## START DATASET EXTRACT

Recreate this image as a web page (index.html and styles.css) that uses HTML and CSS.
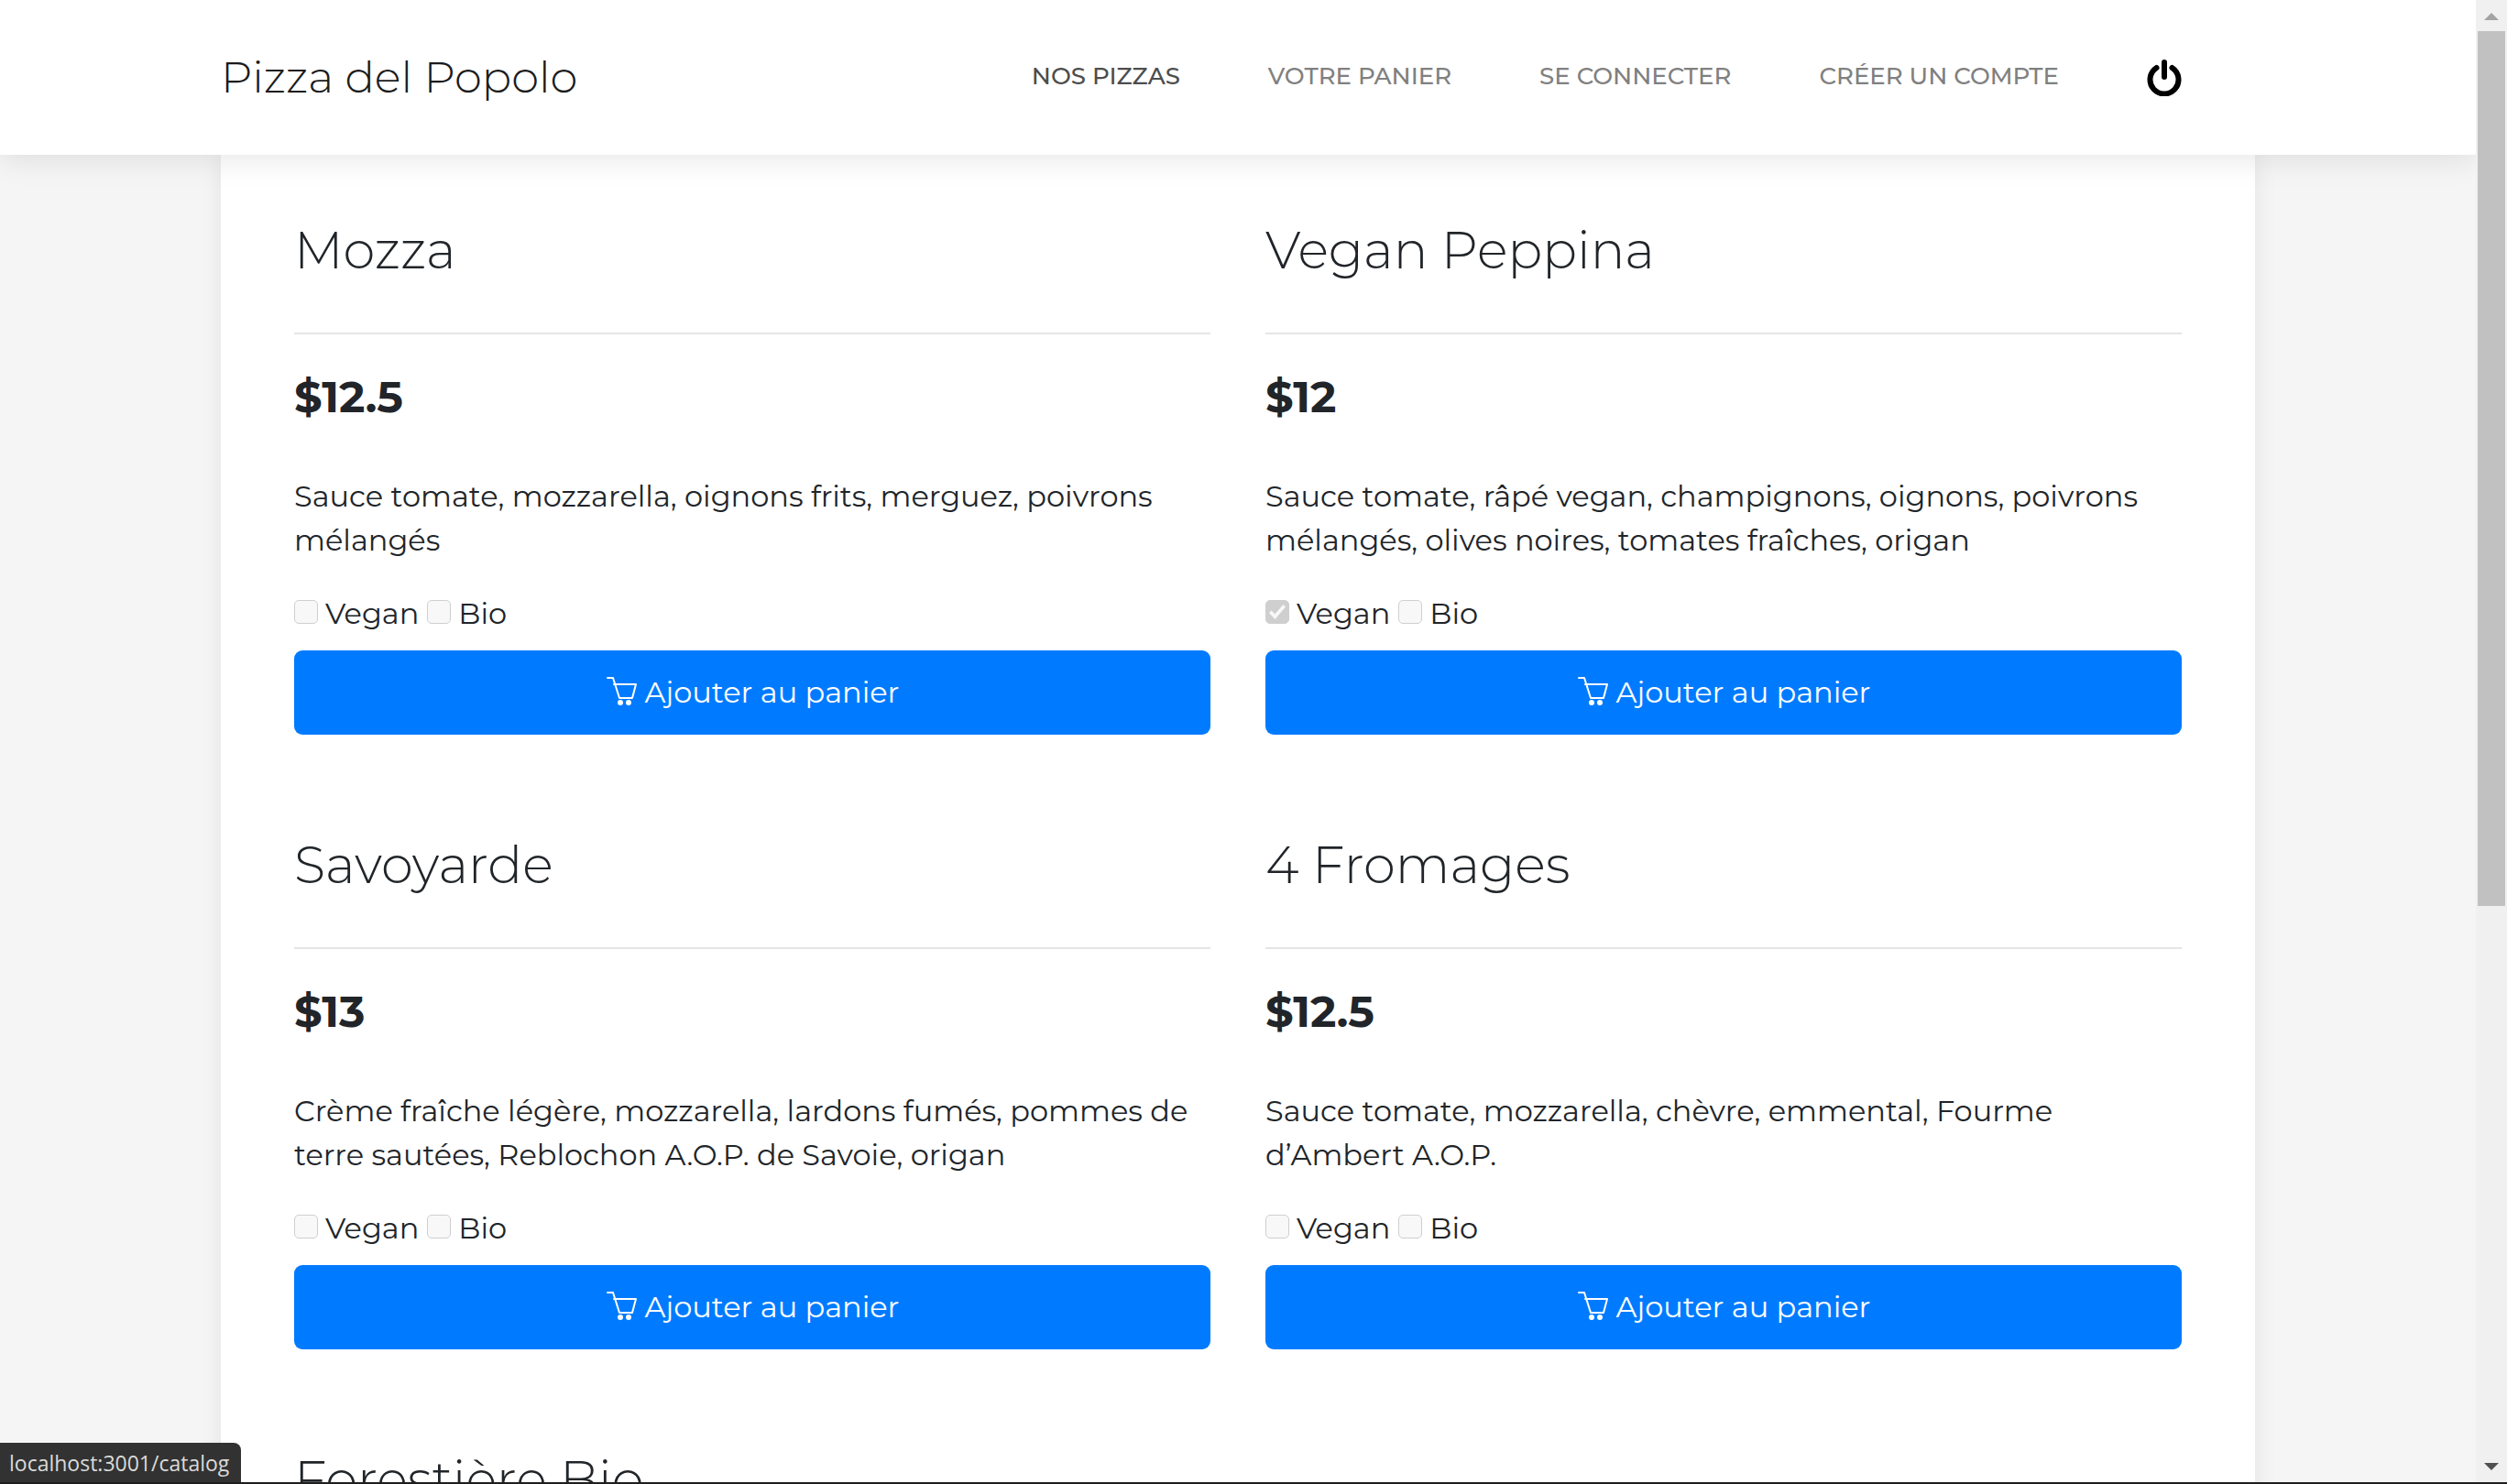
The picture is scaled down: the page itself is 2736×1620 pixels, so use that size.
FILE: index.html
```html
<!DOCTYPE html>
<html lang="fr">
<head>
<meta charset="utf-8">
<title>Pizza del Popolo</title>
<link rel="stylesheet" href="styles.css">
</head>
<body>
<svg class="symbols" aria-hidden="true">
  <symbol id="cart" viewBox="0 0 34 34">
    <path d="M2 2h6l7 22h14M9 9h24l-4 15" fill="none" stroke="currentColor" stroke-width="2" stroke-linecap="round" stroke-linejoin="round"/>
    <circle cx="16" cy="29" r="3" fill="currentColor"/>
    <circle cx="25" cy="29" r="3" fill="currentColor"/>
  </symbol>
</svg>
<div class="window">
  <div class="page">
    <header class="header">
      <div class="header-inner">
        <a class="brand" href="#">Pizza del Popolo</a>
        <nav class="nav">
          <a class="nav-link active" href="#">NOS PIZZAS</a>
          <a class="nav-link" href="#">VOTRE PANIER</a>
          <a class="nav-link" href="#">SE CONNECTER</a>
          <a class="nav-link" href="#">CRÉER UN COMPTE</a>
          <button class="power" type="button" aria-label="Se déconnecter">
            <svg viewBox="0 0 38 40" width="38" height="40"><path d="M10.500 9a15.500 15.500 0 1 0 17 0M19 3v16" fill="none" stroke="#000" stroke-width="6" stroke-linecap="round"/></svg>
          </button>
        </nav>
      </div>
    </header>
    <main class="catalog">
      <article class="pizza">
        <h2 class="name">Mozza</h2>
        <p class="price">$12.5</p>
        <p class="description">Sauce tomate, mozzarella, oignons frits, merguez, poivrons mélangés</p>
        <div class="options">
          <label class="option"><input class="check" type="checkbox" disabled>Vegan</label>
          <label class="option"><input class="check" type="checkbox" disabled>Bio</label>
        </div>
        <button class="add" type="button"><svg class="cart"><use href="#cart"/></svg>Ajouter au panier</button>
      </article>
      <article class="pizza">
        <h2 class="name">Vegan Peppina</h2>
        <p class="price">$12</p>
        <p class="description">Sauce tomate, râpé vegan, champignons, oignons, poivrons mélangés, olives noires, tomates fraîches, origan</p>
        <div class="options">
          <label class="option"><input class="check" type="checkbox" checked disabled>Vegan</label>
          <label class="option"><input class="check" type="checkbox" disabled>Bio</label>
        </div>
        <button class="add" type="button"><svg class="cart"><use href="#cart"/></svg>Ajouter au panier</button>
      </article>
      <article class="pizza">
        <h2 class="name">Savoyarde</h2>
        <p class="price">$13</p>
        <p class="description">Crème fraîche légère, mozzarella, lardons fumés, pommes de terre sautées, Reblochon A.O.P. de Savoie, origan</p>
        <div class="options">
          <label class="option"><input class="check" type="checkbox" disabled>Vegan</label>
          <label class="option"><input class="check" type="checkbox" disabled>Bio</label>
        </div>
        <button class="add" type="button"><svg class="cart"><use href="#cart"/></svg>Ajouter au panier</button>
      </article>
      <article class="pizza">
        <h2 class="name">4 Fromages</h2>
        <p class="price">$12.5</p>
        <p class="description">Sauce tomate, mozzarella, chèvre, emmental, Fourme d’Ambert A.O.P.</p>
        <div class="options">
          <label class="option"><input class="check" type="checkbox" disabled>Vegan</label>
          <label class="option"><input class="check" type="checkbox" disabled>Bio</label>
        </div>
        <button class="add" type="button"><svg class="cart"><use href="#cart"/></svg>Ajouter au panier</button>
      </article>
      <article class="pizza">
        <h2 class="name">Forestière Bio</h2>
      </article>
    </main>
  </div>
  <div class="scrollbar" aria-hidden="true">
    <svg class="arrow up" viewBox="0 0 16 8"><path d="M0 8l8-8 8 8z"/></svg>
    <div class="track"><div class="thumb"></div></div>
    <svg class="arrow down" viewBox="0 0 16 8"><path d="M0 0l8 8 8-8z"/></svg>
  </div>
  <div class="status">localhost:3001/catalog</div>
</div>
</body>
</html>
```
FILE: styles.css
```css
* {
  box-sizing: border-box;
}

body {
  margin: 0;
  color: #212529;
  background: #f5f5f5;
  font: 400 32px/48px Montserrat, Inter, sans-serif;
}

h2, p {
  margin: 0;
}

.symbols {
  display: none;
}

.window {
  position: relative;
  display: flex;
  height: 100vh;
  overflow: hidden;
  border-bottom: 2px solid #1e1e1e;
}

.page {
  flex: 1;
  min-width: 0;
  height: 100%;
  overflow: hidden;
}

/* Header */

.header {
  position: relative;
  padding: 55px 16px 56px;
  background: #fff;
  box-shadow: 0 4px 32px rgba(0, 0, 0, 0.1);
}

.header-inner {
  display: flex;
  align-items: center;
  justify-content: space-between;
  max-width: 2220px;
  margin: 0 auto;
  padding-right: 80px;
}

.brand {
  color: #1b1b1b;
  font-size: 48px;
  font-weight: 300;
  line-height: 58px;
  text-decoration: none;
}

.nav {
  display: flex;
  align-items: center;
  gap: 96px;
}

.nav-link {
  padding-bottom: 2px;
  color: #808080;
  font-size: 26px;
  font-weight: 500;
  line-height: 34px;
  text-decoration: none;
}

.nav-link.active {
  color: #4d4d4d;
}

.power {
  display: flex;
  padding: 2px 0 0;
  border: 0;
  background: none;
}

/* Catalog */

.catalog {
  display: grid;
  grid-template-columns: 1fr 1fr;
  align-content: start;
  gap: 108px 60px;
  max-width: 2220px;
  min-height: 100%;
  margin: 0 auto;
  padding: 70px 80px;
  background: #fff;
  box-shadow: 0 0 24px rgba(0, 0, 0, 0.08);
}

.name {
  padding-bottom: 56px;
  border-bottom: 2px solid #e5e5e5;
  font-size: 56px;
  font-weight: 300;
  line-height: 68px;
}

.price {
  margin: 39px 0 56px;
  font-size: 48px;
  font-weight: 700;
  line-height: 58px;
}

.description {
  margin-bottom: 32px;
}

.options {
  display: flex;
  gap: 9px;
  margin-bottom: 16px;
}

.option {
  display: flex;
  align-items: center;
  gap: 8px;
}

.check {
  display: grid;
  place-items: center;
  width: 26px;
  height: 26px;
  margin: 0 0 4px;
  border: 1px solid #cfcfcf;
  border-radius: 5px;
  background: #f8f8f8;
  appearance: none;
}

.check:checked {
  background: #cfcfcf;
}

.check:checked::before {
  width: 18px;
  height: 18px;
  background: #f8f8f8;
  clip-path: polygon(0 56%, 15% 42%, 35% 64%, 85% 6%, 100% 20%, 36% 94%);
  content: "";
}

.add {
  display: flex;
  align-items: center;
  justify-content: center;
  gap: 9px;
  width: 100%;
  height: 92px;
  border: 0;
  border-radius: 9px;
  color: #fff;
  background: #007bff;
  font: inherit;
}

.cart {
  width: 34px;
  height: 34px;
  margin-bottom: 2px;
}

/* Browser chrome */

.scrollbar {
  display: flex;
  flex-direction: column;
  justify-content: space-between;
  align-items: center;
  width: 34px;
  padding: 14px 2px 13px;
  background: #f0f0f0;
}

.arrow {
  width: 16px;
  height: 8px;
  fill: #505050;
}

.arrow.up {
  fill: #a3a3a3;
}

.track {
  flex: 1;
  width: 30px;
  margin: 12px 0;
}

.thumb {
  height: 61.6%;
  background: #c1c1c1;
}

.status {
  position: absolute;
  bottom: 0;
  left: 0;
  padding: 6px 13px 5px 10px;
  border-top-right-radius: 8px;
  color: #dadada;
  background: #323232;
  font: 400 23px/32px "Open Sans", sans-serif;
}
```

## END DATASET EXTRACT

> [INSTRUCTIONS FOR THE TASK]
Write out each line again precisely as it appears, skipping every picture.

> [WRITTEN REPLY]
Recreate this image as a web page (index.html and styles.css) that uses HTML and CSS.
The picture is scaled down: the page itself is 2736×1620 pixels, so use that size.
FILE: index.html
```html
<!DOCTYPE html>
<html lang="fr">
<head>
<meta charset="utf-8">
<title>Pizza del Popolo</title>
<link rel="stylesheet" href="styles.css">
</head>
<body>
<svg class="symbols" aria-hidden="true">
  <symbol id="cart" viewBox="0 0 34 34">
    <path d="M2 2h6l7 22h14M9 9h24l-4 15" fill="none" stroke="currentColor" stroke-width="2" stroke-linecap="round" stroke-linejoin="round"/>
    <circle cx="16" cy="29" r="3" fill="currentColor"/>
    <circle cx="25" cy="29" r="3" fill="currentColor"/>
  </symbol>
</svg>
<div class="window">
  <div class="page">
    <header class="header">
      <div class="header-inner">
        <a class="brand" href="#">Pizza del Popolo</a>
        <nav class="nav">
          <a class="nav-link active" href="#">NOS PIZZAS</a>
          <a class="nav-link" href="#">VOTRE PANIER</a>
          <a class="nav-link" href="#">SE CONNECTER</a>
          <a class="nav-link" href="#">CRÉER UN COMPTE</a>
          <button class="power" type="button" aria-label="Se déconnecter">
            <svg viewBox="0 0 38 40" width="38" height="40"><path d="M10.500 9a15.500 15.500 0 1 0 17 0M19 3v16" fill="none" stroke="#000" stroke-width="6" stroke-linecap="round"/></svg>
          </button>
        </nav>
      </div>
    </header>
    <main class="catalog">
      <article class="pizza">
        <h2 class="name">Mozza</h2>
        <p class="price">$12.5</p>
        <p class="description">Sauce tomate, mozzarella, oignons frits, merguez, poivrons mélangés</p>
        <div class="options">
          <label class="option"><input class="check" type="checkbox" disabled>Vegan</label>
          <label class="option"><input class="check" type="checkbox" disabled>Bio</label>
        </div>
        <button class="add" type="button"><svg class="cart"><use href="#cart"/></svg>Ajouter au panier</button>
      </article>
      <article class="pizza">
        <h2 class="name">Vegan Peppina</h2>
        <p class="price">$12</p>
        <p class="description">Sauce tomate, râpé vegan, champignons, oignons, poivrons mélangés, olives noires, tomates fraîches, origan</p>
        <div class="options">
          <label class="option"><input class="check" type="checkbox" checked disabled>Vegan</label>
          <label class="option"><input class="check" type="checkbox" disabled>Bio</label>
        </div>
        <button class="add" type="button"><svg class="cart"><use href="#cart"/></svg>Ajouter au panier</button>
      </article>
      <article class="pizza">
        <h2 class="name">Savoyarde</h2>
        <p class="price">$13</p>
        <p class="description">Crème fraîche légère, mozzarella, lardons fumés, pommes de terre sautées, Reblochon A.O.P. de Savoie, origan</p>
        <div class="options">
          <label class="option"><input class="check" type="checkbox" disabled>Vegan</label>
          <label class="option"><input class="check" type="checkbox" disabled>Bio</label>
        </div>
        <button class="add" type="button"><svg class="cart"><use href="#cart"/></svg>Ajouter au panier</button>
      </article>
      <article class="pizza">
        <h2 class="name">4 Fromages</h2>
        <p class="price">$12.5</p>
        <p class="description">Sauce tomate, mozzarella, chèvre, emmental, Fourme d’Ambert A.O.P.</p>
        <div class="options">
          <label class="option"><input class="check" type="checkbox" disabled>Vegan</label>
          <label class="option"><input class="check" type="checkbox" disabled>Bio</label>
        </div>
        <button class="add" type="button"><svg class="cart"><use href="#cart"/></svg>Ajouter au panier</button>
      </article>
      <article class="pizza">
        <h2 class="name">Forestière Bio</h2>
      </article>
    </main>
  </div>
  <div class="scrollbar" aria-hidden="true">
    <svg class="arrow up" viewBox="0 0 16 8"><path d="M0 8l8-8 8 8z"/></svg>
    <div class="track"><div class="thumb"></div></div>
    <svg class="arrow down" viewBox="0 0 16 8"><path d="M0 0l8 8 8-8z"/></svg>
  </div>
  <div class="status">localhost:3001/catalog</div>
</div>
</body>
</html>
```
FILE: styles.css
```css
* {
  box-sizing: border-box;
}

body {
  margin: 0;
  color: #212529;
  background: #f5f5f5;
  font: 400 32px/48px Montserrat, Inter, sans-serif;
}

h2, p {
  margin: 0;
}

.symbols {
  display: none;
}

.window {
  position: relative;
  display: flex;
  height: 100vh;
  overflow: hidden;
  border-bottom: 2px solid #1e1e1e;
}

.page {
  flex: 1;
  min-width: 0;
  height: 100%;
  overflow: hidden;
}

/* Header */

.header {
  position: relative;
  padding: 55px 16px 56px;
  background: #fff;
  box-shadow: 0 4px 32px rgba(0, 0, 0, 0.1);
}

.header-inner {
  display: flex;
  align-items: center;
  justify-content: space-between;
  max-width: 2220px;
  margin: 0 auto;
  padding-right: 80px;
}

.brand {
  color: #1b1b1b;
  font-size: 48px;
  font-weight: 300;
  line-height: 58px;
  text-decoration: none;
}

.nav {
  display: flex;
  align-items: center;
  gap: 96px;
}

.nav-link {
  padding-bottom: 2px;
  color: #808080;
  font-size: 26px;
  font-weight: 500;
  line-height: 34px;
  text-decoration: none;
}

.nav-link.active {
  color: #4d4d4d;
}

.power {
  display: flex;
  padding: 2px 0 0;
  border: 0;
  background: none;
}

/* Catalog */

.catalog {
  display: grid;
  grid-template-columns: 1fr 1fr;
  align-content: start;
  gap: 108px 60px;
  max-width: 2220px;
  min-height: 100%;
  margin: 0 auto;
  padding: 70px 80px;
  background: #fff;
  box-shadow: 0 0 24px rgba(0, 0, 0, 0.08);
}

.name {
  padding-bottom: 56px;
  border-bottom: 2px solid #e5e5e5;
  font-size: 56px;
  font-weight: 300;
  line-height: 68px;
}

.price {
  margin: 39px 0 56px;
  font-size: 48px;
  font-weight: 700;
  line-height: 58px;
}

.description {
  margin-bottom: 32px;
}

.options {
  display: flex;
  gap: 9px;
  margin-bottom: 16px;
}

.option {
  display: flex;
  align-items: center;
  gap: 8px;
}

.check {
  display: grid;
  place-items: center;
  width: 26px;
  height: 26px;
  margin: 0 0 4px;
  border: 1px solid #cfcfcf;
  border-radius: 5px;
  background: #f8f8f8;
  appearance: none;
}

.check:checked {
  background: #cfcfcf;
}

.check:checked::before {
  width: 18px;
  height: 18px;
  background: #f8f8f8;
  clip-path: polygon(0 56%, 15% 42%, 35% 64%, 85% 6%, 100% 20%, 36% 94%);
  content: "";
}

.add {
  display: flex;
  align-items: center;
  justify-content: center;
  gap: 9px;
  width: 100%;
  height: 92px;
  border: 0;
  border-radius: 9px;
  color: #fff;
  background: #007bff;
  font: inherit;
}

.cart {
  width: 34px;
  height: 34px;
  margin-bottom: 2px;
}

/* Browser chrome */

.scrollbar {
  display: flex;
  flex-direction: column;
  justify-content: space-between;
  align-items: center;
  width: 34px;
  padding: 14px 2px 13px;
  background: #f0f0f0;
}

.arrow {
  width: 16px;
  height: 8px;
  fill: #505050;
}

.arrow.up {
  fill: #a3a3a3;
}

.track {
  flex: 1;
  width: 30px;
  margin: 12px 0;
}

.thumb {
  height: 61.6%;
  background: #c1c1c1;
}

.status {
  position: absolute;
  bottom: 0;
  left: 0;
  padding: 6px 13px 5px 10px;
  border-top-right-radius: 8px;
  color: #dadada;
  background: #323232;
  font: 400 23px/32px "Open Sans", sans-serif;
}
```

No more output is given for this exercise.